### Required work:
Retype all material exactly. Pictures stay out of the copy.

### Material provided:
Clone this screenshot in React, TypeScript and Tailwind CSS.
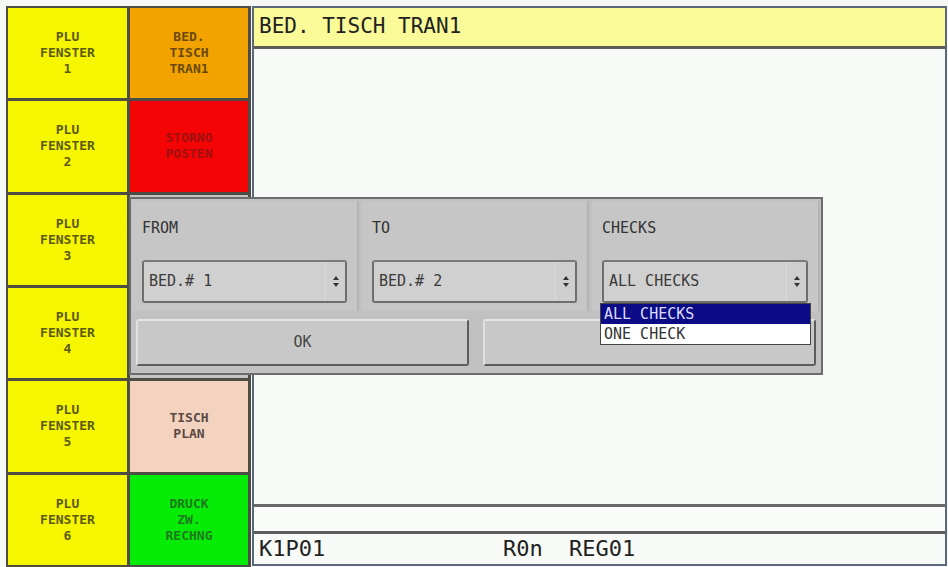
const MONO = "font-['DejaVu_Sans_Mono','Liberation_Mono',monospace]"

interface Tile {
  lines: string[]
  bg: string
  fg: string
}

const TILES: Tile[] = [
  { lines: ['PLU', 'FENSTER', '1'], bg: 'bg-[#f6f600]', fg: 'text-[#5c5a10]' },
  { lines: ['BED.', 'TISCH', 'TRAN1'], bg: 'bg-[#f2a300]', fg: 'text-[#6a4a10]' },
  { lines: ['PLU', 'FENSTER', '2'], bg: 'bg-[#f6f600]', fg: 'text-[#5c5a10]' },
  { lines: ['STORNO', 'POSTEN'], bg: 'bg-[#f40404]', fg: 'text-[#a01010]' },
  { lines: ['PLU', 'FENSTER', '3'], bg: 'bg-[#f6f600]', fg: 'text-[#5c5a10]' },
  { lines: [''], bg: 'bg-[#c4c4c4]', fg: 'text-[#333]' },
  { lines: ['PLU', 'FENSTER', '4'], bg: 'bg-[#f6f600]', fg: 'text-[#5c5a10]' },
  { lines: [''], bg: 'bg-[#c4c4c4]', fg: 'text-[#333]' },
  { lines: ['PLU', 'FENSTER', '5'], bg: 'bg-[#f6f600]', fg: 'text-[#5c5a10]' },
  { lines: ['TISCH', 'PLAN'], bg: 'bg-[#f4d2c0]', fg: 'text-[#5a4a44]' },
  { lines: ['PLU', 'FENSTER', '6'], bg: 'bg-[#f6f600]', fg: 'text-[#5c5a10]' },
  { lines: ['DRUCK', 'ZW.', 'RECHNG'], bg: 'bg-[#06ec06]', fg: 'text-[#1e7a1e]' },
]

function SelectArrows() {
  return (
    <div className="flex h-full w-[20px] items-center justify-center border-l border-[#dadada] bg-[#cfcfcf]">
      <svg width="6" height="11" viewBox="0 0 6 11">
        <path d="M0 4 L3 0 L6 4 Z" fill="#333" />
        <path d="M0 7 L3 11 L6 7 Z" fill="#333" />
      </svg>
    </div>
  )
}

function Field({ label, value, w }: { label: string; value: string; w: string }) {
  return (
    <div className={`flex flex-col ${w} h-full border-r-2 border-[#b4b4b4] bg-[#c6c6c6] px-[10px]`}>
      <div className="h-[32px] pt-[18px] text-[15px] leading-[18px] text-[#333]">{label}</div>
      <div className="mt-[27px] flex h-[43px] items-center justify-between rounded-[3px] border-2 border-[#6e6e6e] border-t-[#7a7a7a] bg-[#d0d0d0] pl-[5px]">
        <span className="text-[15px] text-[#3a3a3a]">{value}</span>
        <SelectArrows />
      </div>
    </div>
  )
}

function Dialog() {
  return (
    <div className={`absolute left-[129px] top-[197px] flex h-[178px] w-[694px] flex-col border-2 border-[#6c6c6c] bg-[#c1c1c1] ${MONO}`}>
      <div className="flex h-[112px] gap-[3px] px-[1px] pt-[2px]">
        <Field label="FROM" value="BED.# 1" w="w-[228px]" />
        <Field label="TO" value="BED.# 2" w="w-[228px]" />
        <Field label="CHECKS" value="ALL CHECKS" w="w-[229px]" />
      </div>
      <div className="flex gap-[14px] px-[5px] pt-[8px]">
        <div className="flex h-[47px] w-[334px] items-center justify-center rounded-[3px] border-2 border-[#5c5c5c] border-t-[#e6e6e6] border-l-[#e0e0e0] bg-[#c8c8c8] text-[15px] text-[#444]">
          OK
        </div>
        <div className="h-[47px] w-[334px] rounded-[3px] border-2 border-[#5c5c5c] border-t-[#e6e6e6] border-l-[#e0e0e0] bg-[#c8c8c8]" />
      </div>
      <div className="absolute left-[469px] top-[104px] w-[211px] border border-[#444] bg-white text-[15px] leading-[20px]">
        <div className="bg-[#0b0b86] pl-[3px] text-[#dcdcff]">ALL CHECKS</div>
        <div className="pl-[3px] text-[#333]">ONE CHECK</div>
      </div>
    </div>
  )
}

export default function App() {
  return (
    <div className={`relative flex h-[567px] w-[948px] overflow-hidden bg-[#f5f8f4] pl-[6px] pt-[6px] ${MONO}`}>
      <div className="grid h-[561px] w-[245px] grid-cols-[119px_118px] grid-rows-6 gap-[3px] border-2 border-[#4d4d46] bg-[#4d4d46]">
        {TILES.map((t, i) => (
          <div
            key={i}
            className={`flex flex-col items-center justify-center ${t.bg} ${t.fg} text-[13px] font-bold leading-[16px]`}
          >
            {t.lines.map((l, j) => (
              <span key={j}>{l}</span>
            ))}
          </div>
        ))}
      </div>
      <div className="ml-[1px] flex h-[560px] w-[695px] flex-col border-2 border-[#5a6878]">
        <div className="flex h-[41px] items-center border-b-[3px] border-[#5c5c5c] bg-[#fafa98] pl-[5px] text-[21px] text-[#222]">
          BED. TISCH TRAN1
        </div>
        <div className="flex-1 bg-[#f7faf7]" />
        <div className="h-[27px] border-t-[3px] border-[#6a6a6a] bg-[#fafcfa]" />
        <div className="flex h-[33px] items-center border-t-[3px] border-[#5c5c5c] bg-[#f7faf7] pl-[5px] text-[22px] leading-[26px] text-[#222]">
          <span className="w-[244px]">K1P01</span>
          <span className="w-[66px]">R0n</span>
          <span>REG01</span>
        </div>
      </div>
      <Dialog />
    </div>
  )
}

### Reply to the task:
Clone this screenshot in React, TypeScript and Tailwind CSS.
const MONO = "font-['DejaVu_Sans_Mono','Liberation_Mono',monospace]"

interface Tile {
  lines: string[]
  bg: string
  fg: string
}

const TILES: Tile[] = [
  { lines: ['PLU', 'FENSTER', '1'], bg: 'bg-[#f6f600]', fg: 'text-[#5c5a10]' },
  { lines: ['BED.', 'TISCH', 'TRAN1'], bg: 'bg-[#f2a300]', fg: 'text-[#6a4a10]' },
  { lines: ['PLU', 'FENSTER', '2'], bg: 'bg-[#f6f600]', fg: 'text-[#5c5a10]' },
  { lines: ['STORNO', 'POSTEN'], bg: 'bg-[#f40404]', fg: 'text-[#a01010]' },
  { lines: ['PLU', 'FENSTER', '3'], bg: 'bg-[#f6f600]', fg: 'text-[#5c5a10]' },
  { lines: [''], bg: 'bg-[#c4c4c4]', fg: 'text-[#333]' },
  { lines: ['PLU', 'FENSTER', '4'], bg: 'bg-[#f6f600]', fg: 'text-[#5c5a10]' },
  { lines: [''], bg: 'bg-[#c4c4c4]', fg: 'text-[#333]' },
  { lines: ['PLU', 'FENSTER', '5'], bg: 'bg-[#f6f600]', fg: 'text-[#5c5a10]' },
  { lines: ['TISCH', 'PLAN'], bg: 'bg-[#f4d2c0]', fg: 'text-[#5a4a44]' },
  { lines: ['PLU', 'FENSTER', '6'], bg: 'bg-[#f6f600]', fg: 'text-[#5c5a10]' },
  { lines: ['DRUCK', 'ZW.', 'RECHNG'], bg: 'bg-[#06ec06]', fg: 'text-[#1e7a1e]' },
]

function SelectArrows() {
  return (
    <div className="flex h-full w-[20px] items-center justify-center border-l border-[#dadada] bg-[#cfcfcf]">
      <svg width="6" height="11" viewBox="0 0 6 11">
        <path d="M0 4 L3 0 L6 4 Z" fill="#333" />
        <path d="M0 7 L3 11 L6 7 Z" fill="#333" />
      </svg>
    </div>
  )
}

function Field({ label, value, w }: { label: string; value: string; w: string }) {
  return (
    <div className={`flex flex-col ${w} h-full border-r-2 border-[#b4b4b4] bg-[#c6c6c6] px-[10px]`}>
      <div className="h-[32px] pt-[18px] text-[15px] leading-[18px] text-[#333]">{label}</div>
      <div className="mt-[27px] flex h-[43px] items-center justify-between rounded-[3px] border-2 border-[#6e6e6e] border-t-[#7a7a7a] bg-[#d0d0d0] pl-[5px]">
        <span className="text-[15px] text-[#3a3a3a]">{value}</span>
        <SelectArrows />
      </div>
    </div>
  )
}

function Dialog() {
  return (
    <div className={`absolute left-[129px] top-[197px] flex h-[178px] w-[694px] flex-col border-2 border-[#6c6c6c] bg-[#c1c1c1] ${MONO}`}>
      <div className="flex h-[112px] gap-[3px] px-[1px] pt-[2px]">
        <Field label="FROM" value="BED.# 1" w="w-[228px]" />
        <Field label="TO" value="BED.# 2" w="w-[228px]" />
        <Field label="CHECKS" value="ALL CHECKS" w="w-[229px]" />
      </div>
      <div className="flex gap-[14px] px-[5px] pt-[8px]">
        <div className="flex h-[47px] w-[334px] items-center justify-center rounded-[3px] border-2 border-[#5c5c5c] border-t-[#e6e6e6] border-l-[#e0e0e0] bg-[#c8c8c8] text-[15px] text-[#444]">
          OK
        </div>
        <div className="h-[47px] w-[334px] rounded-[3px] border-2 border-[#5c5c5c] border-t-[#e6e6e6] border-l-[#e0e0e0] bg-[#c8c8c8]" />
      </div>
      <div className="absolute left-[469px] top-[104px] w-[211px] border border-[#444] bg-white text-[15px] leading-[20px]">
        <div className="bg-[#0b0b86] pl-[3px] text-[#dcdcff]">ALL CHECKS</div>
        <div className="pl-[3px] text-[#333]">ONE CHECK</div>
      </div>
    </div>
  )
}

export default function App() {
  return (
    <div className={`relative flex h-[567px] w-[948px] overflow-hidden bg-[#f5f8f4] pl-[6px] pt-[6px] ${MONO}`}>
      <div className="grid h-[561px] w-[245px] grid-cols-[119px_118px] grid-rows-6 gap-[3px] border-2 border-[#4d4d46] bg-[#4d4d46]">
        {TILES.map((t, i) => (
          <div
            key={i}
            className={`flex flex-col items-center justify-center ${t.bg} ${t.fg} text-[13px] font-bold leading-[16px]`}
          >
            {t.lines.map((l, j) => (
              <span key={j}>{l}</span>
            ))}
          </div>
        ))}
      </div>
      <div className="ml-[1px] flex h-[560px] w-[695px] flex-col border-2 border-[#5a6878]">
        <div className="flex h-[41px] items-center border-b-[3px] border-[#5c5c5c] bg-[#fafa98] pl-[5px] text-[21px] text-[#222]">
          BED. TISCH TRAN1
        </div>
        <div className="flex-1 bg-[#f7faf7]" />
        <div className="h-[27px] border-t-[3px] border-[#6a6a6a] bg-[#fafcfa]" />
        <div className="flex h-[33px] items-center border-t-[3px] border-[#5c5c5c] bg-[#f7faf7] pl-[5px] text-[22px] leading-[26px] text-[#222]">
          <span className="w-[244px]">K1P01</span>
          <span className="w-[66px]">R0n</span>
          <span>REG01</span>
        </div>
      </div>
      <Dialog />
    </div>
  )
}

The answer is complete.